Why You Need to Train Your Kids to Chuck in the Bucket

My wife would kill me if she knew that I was telling you this. (…Please don’t say anything…she doesn’t read this stuff and won’t find out unless you say something…) That’s right, I am going to share with you a story about training and discipline and vomit.

Sick Bucket
About two weeks ago, my joyful Addy was not feeling well. She had already gotten sick once in the car, had a shower, and spent the evening on the couch. Although we probably surmised that more food might make her sick, she ate dinner nonetheless. Wasn’t that bad … oatmeal. How hard can that ol’ quaker dude be on your stomach anyway?

Fast forward two hours. Cough. Cough. Scream. Cough. Gurgle. Gurgle.

I ran into Addy’s room. She was crying … but not talking. She had her hands cupped around her mouth. I ran to her bed and saw that she was gagging. She did not want to get sick in her bed.

I scooped her up in my arms and cradled her to the bathroom. She could have let go. But she did not. Her small, cupping hands held tight to her mouth. As I sat her down on the ground near the toilet, she aimed …. and released. Good girl.
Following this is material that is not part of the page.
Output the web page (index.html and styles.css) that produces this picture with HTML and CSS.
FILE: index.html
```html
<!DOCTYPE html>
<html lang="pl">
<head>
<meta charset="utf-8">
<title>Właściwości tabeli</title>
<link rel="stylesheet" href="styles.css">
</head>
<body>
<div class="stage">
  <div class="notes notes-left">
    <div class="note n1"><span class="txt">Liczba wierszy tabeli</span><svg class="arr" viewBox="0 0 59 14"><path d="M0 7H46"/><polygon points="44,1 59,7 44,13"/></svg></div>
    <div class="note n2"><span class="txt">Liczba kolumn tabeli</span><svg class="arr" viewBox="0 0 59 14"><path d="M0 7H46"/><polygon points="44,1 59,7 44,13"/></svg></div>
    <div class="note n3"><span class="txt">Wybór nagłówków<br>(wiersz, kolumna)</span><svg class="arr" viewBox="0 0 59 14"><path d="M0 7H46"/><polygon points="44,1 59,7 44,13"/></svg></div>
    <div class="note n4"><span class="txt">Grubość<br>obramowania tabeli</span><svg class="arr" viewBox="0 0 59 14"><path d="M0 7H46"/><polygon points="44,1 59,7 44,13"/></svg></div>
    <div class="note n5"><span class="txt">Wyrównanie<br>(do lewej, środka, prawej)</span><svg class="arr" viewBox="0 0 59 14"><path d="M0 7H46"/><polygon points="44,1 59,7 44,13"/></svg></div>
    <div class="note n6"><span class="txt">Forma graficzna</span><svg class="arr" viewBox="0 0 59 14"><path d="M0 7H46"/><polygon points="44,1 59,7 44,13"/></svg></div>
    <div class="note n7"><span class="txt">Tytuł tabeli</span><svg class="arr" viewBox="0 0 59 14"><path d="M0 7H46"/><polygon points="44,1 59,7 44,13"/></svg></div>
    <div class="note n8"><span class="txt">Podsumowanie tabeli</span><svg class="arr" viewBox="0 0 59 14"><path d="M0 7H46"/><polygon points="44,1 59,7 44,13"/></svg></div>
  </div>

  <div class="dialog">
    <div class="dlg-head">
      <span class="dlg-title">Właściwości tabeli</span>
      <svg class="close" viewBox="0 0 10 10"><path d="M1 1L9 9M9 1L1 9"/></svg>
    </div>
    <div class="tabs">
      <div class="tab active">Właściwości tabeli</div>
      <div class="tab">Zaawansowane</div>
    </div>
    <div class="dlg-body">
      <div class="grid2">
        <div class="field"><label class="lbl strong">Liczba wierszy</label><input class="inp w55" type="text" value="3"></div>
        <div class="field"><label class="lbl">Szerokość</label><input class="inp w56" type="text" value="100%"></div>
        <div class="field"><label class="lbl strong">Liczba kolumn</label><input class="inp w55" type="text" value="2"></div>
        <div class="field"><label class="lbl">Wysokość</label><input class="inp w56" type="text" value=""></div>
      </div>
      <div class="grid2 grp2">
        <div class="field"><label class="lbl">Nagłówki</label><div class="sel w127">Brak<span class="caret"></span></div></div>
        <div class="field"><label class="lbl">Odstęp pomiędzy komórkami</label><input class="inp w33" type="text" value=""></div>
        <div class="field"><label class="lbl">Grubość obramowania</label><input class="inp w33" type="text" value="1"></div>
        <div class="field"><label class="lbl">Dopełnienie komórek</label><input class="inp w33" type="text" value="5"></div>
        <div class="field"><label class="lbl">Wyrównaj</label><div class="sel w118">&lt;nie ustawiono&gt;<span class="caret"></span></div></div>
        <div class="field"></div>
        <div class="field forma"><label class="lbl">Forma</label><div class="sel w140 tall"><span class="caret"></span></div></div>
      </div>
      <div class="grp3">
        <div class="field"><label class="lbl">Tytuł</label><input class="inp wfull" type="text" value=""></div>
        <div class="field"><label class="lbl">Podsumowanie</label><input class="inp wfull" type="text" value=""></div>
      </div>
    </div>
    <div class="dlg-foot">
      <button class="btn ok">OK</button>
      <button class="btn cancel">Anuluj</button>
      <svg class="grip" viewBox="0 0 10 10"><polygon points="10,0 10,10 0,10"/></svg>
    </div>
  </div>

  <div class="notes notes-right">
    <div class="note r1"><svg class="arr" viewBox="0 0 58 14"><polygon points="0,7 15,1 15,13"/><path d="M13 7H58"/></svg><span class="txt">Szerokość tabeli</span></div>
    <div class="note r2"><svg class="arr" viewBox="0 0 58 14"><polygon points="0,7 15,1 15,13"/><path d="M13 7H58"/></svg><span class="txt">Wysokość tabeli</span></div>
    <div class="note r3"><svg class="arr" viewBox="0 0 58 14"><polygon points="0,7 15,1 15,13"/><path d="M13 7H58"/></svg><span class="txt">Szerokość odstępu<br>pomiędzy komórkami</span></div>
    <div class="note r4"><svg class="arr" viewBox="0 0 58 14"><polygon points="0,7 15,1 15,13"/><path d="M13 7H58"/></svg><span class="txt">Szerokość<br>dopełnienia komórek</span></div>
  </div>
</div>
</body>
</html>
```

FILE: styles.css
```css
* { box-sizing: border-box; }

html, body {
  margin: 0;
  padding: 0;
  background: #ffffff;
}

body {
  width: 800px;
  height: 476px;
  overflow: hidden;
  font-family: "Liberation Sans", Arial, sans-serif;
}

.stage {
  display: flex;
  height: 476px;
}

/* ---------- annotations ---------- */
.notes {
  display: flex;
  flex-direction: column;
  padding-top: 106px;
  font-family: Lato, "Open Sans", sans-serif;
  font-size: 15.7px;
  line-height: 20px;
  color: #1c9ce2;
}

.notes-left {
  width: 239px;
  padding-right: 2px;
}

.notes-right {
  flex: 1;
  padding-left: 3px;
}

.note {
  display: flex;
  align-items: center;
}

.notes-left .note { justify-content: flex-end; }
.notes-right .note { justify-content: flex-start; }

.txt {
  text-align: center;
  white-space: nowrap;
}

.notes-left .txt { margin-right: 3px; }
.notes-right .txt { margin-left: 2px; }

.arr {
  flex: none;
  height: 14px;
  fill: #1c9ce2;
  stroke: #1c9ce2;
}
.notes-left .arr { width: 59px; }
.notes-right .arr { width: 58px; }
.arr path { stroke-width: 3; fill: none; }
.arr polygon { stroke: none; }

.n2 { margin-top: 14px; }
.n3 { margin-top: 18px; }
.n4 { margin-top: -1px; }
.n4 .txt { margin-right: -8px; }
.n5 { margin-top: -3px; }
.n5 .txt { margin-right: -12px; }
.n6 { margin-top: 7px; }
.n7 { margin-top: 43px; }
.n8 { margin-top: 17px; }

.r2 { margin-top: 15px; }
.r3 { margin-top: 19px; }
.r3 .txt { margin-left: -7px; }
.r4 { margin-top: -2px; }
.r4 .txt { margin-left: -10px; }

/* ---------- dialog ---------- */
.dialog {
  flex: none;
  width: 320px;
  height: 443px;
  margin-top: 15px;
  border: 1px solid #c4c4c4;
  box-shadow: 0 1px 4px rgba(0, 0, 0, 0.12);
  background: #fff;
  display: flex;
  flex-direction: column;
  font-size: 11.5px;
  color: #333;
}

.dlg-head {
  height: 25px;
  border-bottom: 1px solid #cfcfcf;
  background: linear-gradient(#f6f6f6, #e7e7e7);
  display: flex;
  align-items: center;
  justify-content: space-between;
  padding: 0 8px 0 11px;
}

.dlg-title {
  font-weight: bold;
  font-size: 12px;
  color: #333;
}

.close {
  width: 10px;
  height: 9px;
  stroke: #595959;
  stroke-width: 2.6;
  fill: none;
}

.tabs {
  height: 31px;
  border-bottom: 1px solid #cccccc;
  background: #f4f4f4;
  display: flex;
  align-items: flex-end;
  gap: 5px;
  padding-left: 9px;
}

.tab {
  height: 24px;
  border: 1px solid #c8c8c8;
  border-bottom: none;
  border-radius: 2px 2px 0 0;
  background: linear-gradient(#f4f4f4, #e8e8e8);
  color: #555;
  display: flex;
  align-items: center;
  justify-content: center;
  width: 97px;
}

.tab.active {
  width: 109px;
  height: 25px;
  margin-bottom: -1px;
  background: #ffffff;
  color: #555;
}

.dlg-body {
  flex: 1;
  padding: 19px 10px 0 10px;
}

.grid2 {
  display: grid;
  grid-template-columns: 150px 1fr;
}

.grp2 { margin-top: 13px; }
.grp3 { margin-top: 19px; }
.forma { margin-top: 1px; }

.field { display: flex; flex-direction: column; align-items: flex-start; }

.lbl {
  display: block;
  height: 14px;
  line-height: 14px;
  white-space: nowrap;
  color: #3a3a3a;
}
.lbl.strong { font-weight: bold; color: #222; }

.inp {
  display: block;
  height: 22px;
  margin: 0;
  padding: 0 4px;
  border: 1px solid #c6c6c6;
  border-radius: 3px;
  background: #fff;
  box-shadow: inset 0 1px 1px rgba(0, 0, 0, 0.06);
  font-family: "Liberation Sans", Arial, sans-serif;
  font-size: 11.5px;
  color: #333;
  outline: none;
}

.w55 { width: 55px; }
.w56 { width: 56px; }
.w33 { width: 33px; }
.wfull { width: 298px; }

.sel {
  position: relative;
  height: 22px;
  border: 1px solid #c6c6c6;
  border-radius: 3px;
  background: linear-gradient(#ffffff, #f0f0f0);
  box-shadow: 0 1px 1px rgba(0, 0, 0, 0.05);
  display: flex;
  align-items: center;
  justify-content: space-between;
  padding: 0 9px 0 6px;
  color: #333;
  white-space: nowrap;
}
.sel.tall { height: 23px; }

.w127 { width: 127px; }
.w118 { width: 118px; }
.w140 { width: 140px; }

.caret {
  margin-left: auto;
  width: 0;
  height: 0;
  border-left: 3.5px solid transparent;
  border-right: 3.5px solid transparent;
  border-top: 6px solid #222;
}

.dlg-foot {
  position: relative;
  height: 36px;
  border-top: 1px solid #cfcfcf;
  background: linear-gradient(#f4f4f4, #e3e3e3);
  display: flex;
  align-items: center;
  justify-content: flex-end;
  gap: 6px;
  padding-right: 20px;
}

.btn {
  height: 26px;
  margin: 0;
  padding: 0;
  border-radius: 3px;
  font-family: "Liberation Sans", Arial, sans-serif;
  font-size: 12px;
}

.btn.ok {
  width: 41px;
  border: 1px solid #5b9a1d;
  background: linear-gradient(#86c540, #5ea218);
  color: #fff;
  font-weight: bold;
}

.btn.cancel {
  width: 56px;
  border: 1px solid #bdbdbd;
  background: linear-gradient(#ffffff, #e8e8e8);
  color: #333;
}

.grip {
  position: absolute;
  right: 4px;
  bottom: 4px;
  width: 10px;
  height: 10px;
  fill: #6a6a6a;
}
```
You may find this disgusting, but I was one proud pop. Did you see that? She held tight until she was in the clear. She did not want to get sick in her bed. She did not want to get sick on her daddy. She waited until she could get sick where sick belonged.

We (… I mean my wife … ) wiped her brow, cleaned her mouth, bathed her, and set her back into bed. Although we had already prayed once, I would later return to Addy’s room for an extra prayer. Can’t have too many, right?
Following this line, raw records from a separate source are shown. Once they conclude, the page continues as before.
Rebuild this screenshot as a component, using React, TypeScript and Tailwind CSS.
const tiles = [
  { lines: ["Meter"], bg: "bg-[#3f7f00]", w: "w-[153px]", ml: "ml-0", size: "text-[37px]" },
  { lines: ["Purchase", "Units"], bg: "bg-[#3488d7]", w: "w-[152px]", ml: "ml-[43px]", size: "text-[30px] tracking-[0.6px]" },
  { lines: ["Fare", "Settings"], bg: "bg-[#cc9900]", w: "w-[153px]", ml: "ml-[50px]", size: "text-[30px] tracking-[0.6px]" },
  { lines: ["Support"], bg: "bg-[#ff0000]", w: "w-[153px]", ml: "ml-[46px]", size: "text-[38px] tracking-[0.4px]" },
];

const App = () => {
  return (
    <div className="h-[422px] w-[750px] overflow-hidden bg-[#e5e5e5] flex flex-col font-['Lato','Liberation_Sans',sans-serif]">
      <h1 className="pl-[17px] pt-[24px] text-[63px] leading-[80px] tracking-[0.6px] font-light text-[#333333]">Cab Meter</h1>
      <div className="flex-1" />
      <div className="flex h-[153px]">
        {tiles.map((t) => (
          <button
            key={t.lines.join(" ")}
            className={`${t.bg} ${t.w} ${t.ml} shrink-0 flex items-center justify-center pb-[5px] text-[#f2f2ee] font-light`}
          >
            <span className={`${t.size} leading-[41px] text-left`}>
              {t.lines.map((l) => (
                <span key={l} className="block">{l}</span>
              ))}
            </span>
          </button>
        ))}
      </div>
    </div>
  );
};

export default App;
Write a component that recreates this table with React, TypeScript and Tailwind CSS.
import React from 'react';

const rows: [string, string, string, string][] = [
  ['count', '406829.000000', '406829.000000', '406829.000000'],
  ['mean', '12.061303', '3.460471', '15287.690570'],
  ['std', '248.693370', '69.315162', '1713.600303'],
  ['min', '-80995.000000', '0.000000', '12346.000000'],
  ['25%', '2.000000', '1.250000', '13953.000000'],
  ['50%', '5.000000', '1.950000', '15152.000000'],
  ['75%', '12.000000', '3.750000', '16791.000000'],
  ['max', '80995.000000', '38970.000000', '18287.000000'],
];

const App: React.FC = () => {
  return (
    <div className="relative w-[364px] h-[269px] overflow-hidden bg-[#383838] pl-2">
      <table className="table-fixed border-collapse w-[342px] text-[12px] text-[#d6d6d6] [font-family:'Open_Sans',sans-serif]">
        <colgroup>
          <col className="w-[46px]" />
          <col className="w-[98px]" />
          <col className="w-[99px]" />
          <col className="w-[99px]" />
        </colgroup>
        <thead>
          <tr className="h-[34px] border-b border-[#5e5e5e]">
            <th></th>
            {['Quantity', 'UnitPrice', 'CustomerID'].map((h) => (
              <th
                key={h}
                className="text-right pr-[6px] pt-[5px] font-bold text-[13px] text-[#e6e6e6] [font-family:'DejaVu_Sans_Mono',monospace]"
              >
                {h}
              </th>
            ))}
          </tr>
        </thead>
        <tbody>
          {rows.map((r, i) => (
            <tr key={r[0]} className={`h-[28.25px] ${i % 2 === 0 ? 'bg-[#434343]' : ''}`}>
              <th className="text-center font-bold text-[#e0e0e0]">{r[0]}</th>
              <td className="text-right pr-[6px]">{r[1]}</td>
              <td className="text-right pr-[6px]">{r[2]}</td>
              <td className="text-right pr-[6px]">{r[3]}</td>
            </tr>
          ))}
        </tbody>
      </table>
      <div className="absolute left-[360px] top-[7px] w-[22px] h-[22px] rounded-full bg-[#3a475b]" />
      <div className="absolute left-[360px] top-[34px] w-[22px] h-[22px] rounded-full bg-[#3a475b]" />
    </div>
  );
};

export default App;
As I walked out into the dark hallway, I looked over my shoulder to the motionless body. That’s what I call disciplined. To us, discipline is everything you put into children that influences how they will fare in the real world. Perhaps out of cleanliness … perhaps out of laziness … perhaps out of leadership … but we have always trained our children (no matter what age) to hold their sickness until they can get to a bathroom. Addy, in her moment of sickness and nausea, could have reacted so many different ways. But she chose to hold on and get sick where sick belonged.

Is that disgusting? Maybe. Are we mean parents? Probably. Is there a lesson in all this talk? Yes. If an evening of child sickness can show me that training really does make a difference, then perhaps you can reach a similar conclusion in your journey.  As the often-quoted proverb says, “Train up a child in the way he should go, Even when he is old he will not depart from it.”

How are you training your children?  What lessons can you share?

Please note: I reserve the right to delete comments that are offensive or off-topic.

  • Terri McCord Hosale

    So very true…. but sometimes no matter how hard they try, kids just don’t get sick where sick belongs. And that is where we, as parents, show them our love as we clean up the mess and tell them it’s ok. Someone does that for us every minute of every day.

    • mattdevries@gmail.com

      Tru dat Terri! Thanks for stopping by and leaving a comment.

  • Rob Beaudreault

    Great observation. The interesting aspect for me was that there was no discussion of what was expected she just did what she was trained to do. That’s discipline. Of course, accidents can happen outside our control but she definitely showed resolve & respect by holding back. She had an awareness that her sick would impact others and she took control of the situation. Great job, Mom & Dad!

    • mattdevries@gmail.com

      Rob, thanks for the insight, but I am sure she simply did not want to throw up on herself! Our family has lots of vomit stories!